1 Dead After US Military Hits Suspected Trafficking Boat in Pacific Waters

By Kimberly Hayek
Kimberly Hayek
Kimberly Hayek
Kimberly Hayek is a reporter for The Epoch Times. She covers California news and has worked as an editor and on scene at the U.S.-Mexico border during the 2018 migrant caravan crisis.
June 17, 2026Updated: June 17, 2026

U.S. military forces carried out a strike on a vessel that was engaged in narco-trafficking operations in the Eastern Pacific on Tuesday, killing one man and leaving two survivors, according to U.S. Southern Command.

The action was conducted by Joint Task Force Southern Spear under the leadership of SOUTHCOM commander Gen. Francis L. Donovan.

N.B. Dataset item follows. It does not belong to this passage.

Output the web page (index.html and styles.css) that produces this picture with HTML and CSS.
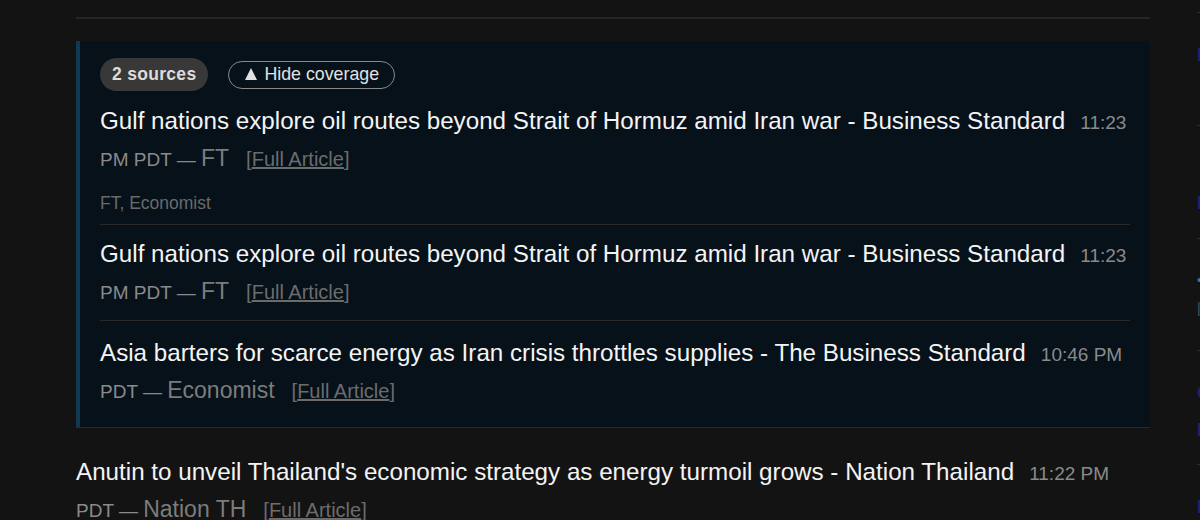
FILE: index.html
```html
<!DOCTYPE html>
<html lang="en">
<head>
<meta charset="utf-8">
<title>News feed</title>
<link rel="stylesheet" href="styles.css">
</head>
<body>
<div class="page">
  <main class="feed">
    <div class="prev"></div>
    <section class="coverage">
      <div class="cov-controls">
        <span class="pill">2 sources</span>
        <button class="hide" type="button"><span class="tri">▲</span>Hide coverage</button>
      </div>
      <article class="item first">
        <p class="line"><a class="title" href="#">Gulf nations explore oil routes beyond Strait of Hormuz amid Iran war - Business Standard</a><span class="time">11:23 PM PDT — </span><span class="src">FT</span><span class="full">[<a href="#">Full Article</a>]</span></p>
        <div class="also">FT, Economist</div>
      </article>
      <article class="item second">
        <p class="line"><a class="title" href="#">Gulf nations explore oil routes beyond Strait of Hormuz amid Iran war - Business Standard</a><span class="time">11:23 PM PDT — </span><span class="src">FT</span><span class="full">[<a href="#">Full Article</a>]</span></p>
      </article>
      <article class="item last">
        <p class="line"><a class="title" href="#">Asia barters for scarce energy as Iran crisis throttles supplies - The Business Standard</a><span class="time">10:46 PM PDT — </span><span class="src">Economist</span><span class="full">[<a href="#">Full Article</a>]</span></p>
      </article>
    </section>
    <article class="item outer">
      <p class="line"><a class="title" href="#">Anutin to unveil Thailand's economic strategy as energy turmoil grows - Nation Thailand</a><span class="time">11:22 PM PDT — </span><span class="src">Nation TH</span><span class="full">[<a href="#">Full Article</a>]</span></p>
    </article>
  </main>
  <aside class="side">
    <div class="s-item s1"><a href="#">Markets</a></div>
    <div class="s-item s2"><a href="#">Brent</a></div>
    <div class="s-item s3"><span class="s-blue">•</span><span class="s-grey">|</span></div>
    <div class="s-item s4"><a href="#">Oil</a><a href="#">Iran</a></div>
    <div class="s-item s5"><a href="#">Nation</a></div>
  </aside>
</div>
</body>
</html>
```

FILE: styles.css
```css
* { box-sizing: border-box; }

html, body {
  margin: 0;
  padding: 0;
  background: #131313;
  height: 520px;
  overflow: hidden;
}

body {
  font-family: "Liberation Sans", Arial, sans-serif;
  color: #f2f2f2;
}

.page {
  display: flex;
  gap: 47px;
  padding-left: 76px;
  width: 1500px;
}

.feed {
  width: 1074px;
  flex: none;
}

.prev {
  height: 19px;
  border-bottom: 2px solid #262626;
}

.coverage {
  margin-top: 22px;
  background: #06111a;
  border-left: 4px solid #0f3a50;
  border-bottom: 1px solid #262a2c;
  padding: 16px 20px 9px 20px;
}

.cov-controls {
  display: flex;
  align-items: center;
  gap: 20px;
  height: 35px;
}

.pill {
  display: inline-flex;
  align-items: center;
  height: 33px;
  padding: 0 12px;
  border-radius: 17px;
  background: #383838;
  color: #dcdcdc;
  font-weight: bold;
  font-size: 17.5px;
  letter-spacing: 0.3px;
}

.hide {
  display: inline-flex;
  align-items: center;
  height: 28px;
  padding: 0 15px 0 16px;
  border: 1px solid #8a8a8a;
  border-radius: 14px;
  background: transparent;
  color: #e2e2e2;
  font-family: "Liberation Sans", Arial, sans-serif;
  font-size: 17.8px;
}

.tri {
  display: inline-block;
  width: 0;
  height: 0;
  border-left: 6.5px solid transparent;
  border-right: 6.5px solid transparent;
  border-bottom: 12px solid #e2e2e2;
  font-size: 0;
  margin-right: 7px;
  margin-top: -1px;
}

.item {
  padding: 10px 0;
  border-bottom: 1px solid #2a2a2a;
}

.item.first {
  padding: 10px 0 9px;
}

.item.second {
  padding: 10px 0 11px;
}

.item.last {
  border-bottom: none;
  padding: 13px 0 10px;
}

.line {
  margin: 0;
  font-size: 24.2px;
  line-height: 37px;
}

.line span {
  line-height: 1;
}

.title {
  color: #f4f4f4;
  text-decoration: none;
}

.time {
  color: #8a8a8a;
  font-size: 19px;
  margin-left: 15px;
}

.src {
  color: #7c7c7c;
  font-size: 23px;
}

.full {
  color: #6c6c6c;
  font-size: 20px;
  margin-left: 17px;
}

.full a {
  color: #6c6c6c;
  text-decoration: underline;
}

.also {
  margin-top: 15px;
  font-size: 17.5px;
  line-height: 24px;
  color: #6a6a6a;
}

.item.outer {
  margin-top: 15px;
  padding-top: 10px;
  border-bottom: none;
}

.side {
  width: 300px;
  flex: none;
}

.s-item {
  border-top: 1px solid #2d2d2d;
  font-size: 19px;
  line-height: 19px;
}

.s-item a {
  display: block;
  color: #22207a;
  text-decoration: none;
  font-weight: bold;
}

.s1 { margin-top: 12px; height: 113px; padding-top: 32px; }
.s2 { height: 113px; padding-top: 67px; }
.s3 { height: 112px; padding-top: 34px; }
.s4 { height: 114px; padding-top: 32px; }
.s4 a + a { margin-top: 18px; }
.s5 { padding-top: 32px; }

.s-blue {
  display: block;
  color: #3a6fb0;
  font-size: 14px;
  line-height: 14px;
}

.s-grey {
  display: block;
  margin-top: 12px;
  color: #4a5560;
  font-size: 14px;
}
```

Intelligence confirmed the vessel was transiting known narco-trafficking routes and was working in narco-trafficking operations, the command said in a statement posted on its official X account.

“One male narco-terrorists was killed during this action, and there were two male survivors,” the statement read. “Following the engagement, USSOUTHCOM immediately notified U.S. Coast Guard to activate the Search and Rescue system for the survivors. No U.S. military forces were harmed.”

Details on the nationalities of those designated as narco-terrorists were not immediately released.

The Eastern Pacific is a primary corridor for narco-trafficking, with vessels often deploying go-fast boats or other small craft to avoid detection while transporting large quantities of narcotics northward.

Tuesday’s strike is the latest in a series of operations under Donovan’s leadership since taking charge of U.S. Southern Command on Feb. 5, where he oversees all military operations and partnerships across Latin America and the Caribbean.

The first U.S. strike targeting designated narco-terrorists was reported in September 2025 in the Caribbean, with operations expanding into the Eastern Pacific in October of that year.

The command describes these operations as part of a broader effort to put pressure on drug trafficking networks that the command ties to designated terrorist organizations.

The Associated Press reported on June 4 that at least 207 people have been killed in these strikes.

Operation Southern Spear represents a sustained U.S. military effort to stifle the flow of narcotics and limit the capabilities of organizations designated as terrorist groups, which U.S. authorities say use drug trafficking as part of irregular operations that threaten the homeland and contribute to deaths from overdoses across the United States.

In March, the operation took its first steps onto land, with U.S. and Ecuadorian forces launching joint operations against designated terrorist organizations inside Ecuador.

“Together, we are taking decisive action to confront narco-terrorists who have long inflicted terror, violence, and corruption on citizens throughout the hemisphere,” the command said at the time.